In short, on paper the Bill that was passed today is not as bad as many in the media argue. But in practice it might be devastating as it might protect our spies and our politician from scrutiny, the very scrutiny required to keep them on the strait and narrow. It might set us on the slippery slope towards a secretive national security state — as Steven Friedman argued today in Business Day. As an afterthought, it might also help to protect the venal and the corrupt.
Although safeguards do exist in theory, in practice these safeguards will often be illusory (especially for anyone without access to very clever lawyers and pots of money) unless those entrusted with applying the law will always act absolutely honestly, with brilliant insight into the law and with one eye towards the Constitution. The chances of this happening is about as slim as the chances of me winning the Miss World Competition.

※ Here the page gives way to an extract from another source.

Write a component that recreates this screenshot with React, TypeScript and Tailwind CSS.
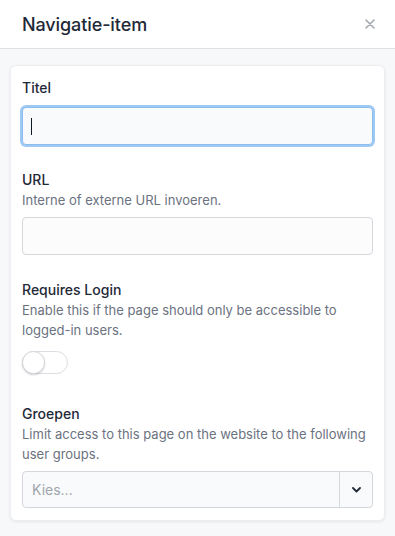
import React from 'react';

function Label({ children }: { children: React.ReactNode }) {
  return <label className="block text-[14px] leading-5 font-medium text-[#1f2937]">{children}</label>;
}

function Help({ children }: { children: React.ReactNode }) {
  return <p className="text-[13px] leading-5 text-[#6b7280]">{children}</p>;
}

export default function App() {
  return (
    <div className="w-[395px] h-[536px] bg-[#f7f8fa] font-['Inter',sans-serif] overflow-hidden">
      {/* Header */}
      <div className="h-[49px] bg-white border-b border-[#dcdfe4] flex items-center justify-between pl-[22px] pr-[20px]">
        <h2 className="text-[18px] font-medium text-[#1f2937] tracking-[-0.1px]">Navigatie-item</h2>
        <button className="w-[10px] h-[10px] flex items-center justify-center text-[#a3a8b0]" aria-label="Sluiten">
          <svg width="10" height="10" viewBox="0 0 10 10" fill="none" stroke="currentColor" strokeWidth="1.6" strokeLinecap="round">
            <path d="M1 1l8 8M9 1l-8 8" />
          </svg>
        </button>
      </div>

      {/* Body */}
      <div className="px-[10px] pt-[16px]">
        <div className="bg-white rounded-md border border-[#eceef1] shadow-[0_1px_3px_rgba(0,0,0,0.08)] px-[11px] pt-[12px] pb-[12px]">
          {/* Titel */}
          <div>
            <Label>Titel</Label>
            <div className="mt-[9px] relative">
              <input
                autoFocus
                type="text"
                className="w-full h-[38px] rounded-[4px] bg-[#f9fafc] border border-[#8cbdf0] ring-2 ring-[#9ec9f3] outline-none px-[9px] text-[14px] text-[#111827] caret-[#111827]"
              />
              <span className="pointer-events-none absolute left-[9px] top-[11px] w-px h-[17px] bg-[#111827]" />
            </div>
          </div>

          {/* URL */}
          <div className="mt-[25px]">
            <Label>URL</Label>
            <Help>Interne of externe URL invoeren.</Help>
            <input
              type="text"
              className="mt-[7px] w-full h-[38px] rounded-[4px] bg-[#fcfcfd] border border-[#d4d7dc] outline-none px-[10px] text-[14px]"
            />
          </div>

          {/* Requires Login */}
          <div className="mt-[25px]">
            <Label>Requires Login</Label>
            <Help>Enable this if the page should only be accessible to logged-in users.</Help>
            <div className="mt-[11px] relative w-[46px] h-[23px] rounded-full bg-white border border-[#dadde2]">
              <span className="absolute -left-px -top-px w-[23px] h-[23px] rounded-full bg-white border border-[#d5d8dd] shadow-[0_1px_2px_rgba(0,0,0,0.18)]" />
            </div>
          </div>

          {/* Groepen */}
          <div className="mt-[30px]">
            <Label>Groepen</Label>
            <Help>Limit access to this page on the website to the following user groups.</Help>
            <div className="mt-[7px] w-full h-[37px] rounded-[4px] bg-[#f9fafb] border border-[#d4d7dc] flex items-stretch">
              <div className="flex-1 flex items-center px-[9px] text-[14px] text-[#a0a5ad]">Kies...</div>
              <div className="w-[33px] border-l border-[#d4d7dc] flex items-center justify-center text-[#1f2937]">
                <svg width="9" height="6" viewBox="0 0 9 6" fill="none" stroke="currentColor" strokeWidth="1.8" strokeLinecap="round" strokeLinejoin="round">
                  <path d="M1 1l3.5 3.5L8 1" />
                </svg>
              </div>
            </div>
          </div>
        </div>
      </div>
    </div>
  );
}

This means, for example, that where activists of Abahlali baseMjondolo or the Landless People’s Movement are illegally targeted by the security services because they are perceived to be a threat to the ANC government and their phones are bugged, their houses attacked or their leaders tortured and murdered, it would be almost impossible for the organisation to prove this when all the documents that could do so are classified. Ironically, only the media will have the resources to expose such abuse of power, but this would require the media (targeted at middle class readers) to display far more concern for the well-being of these social movements whose interests do not always align with the interests of the middle classes served by the serious media.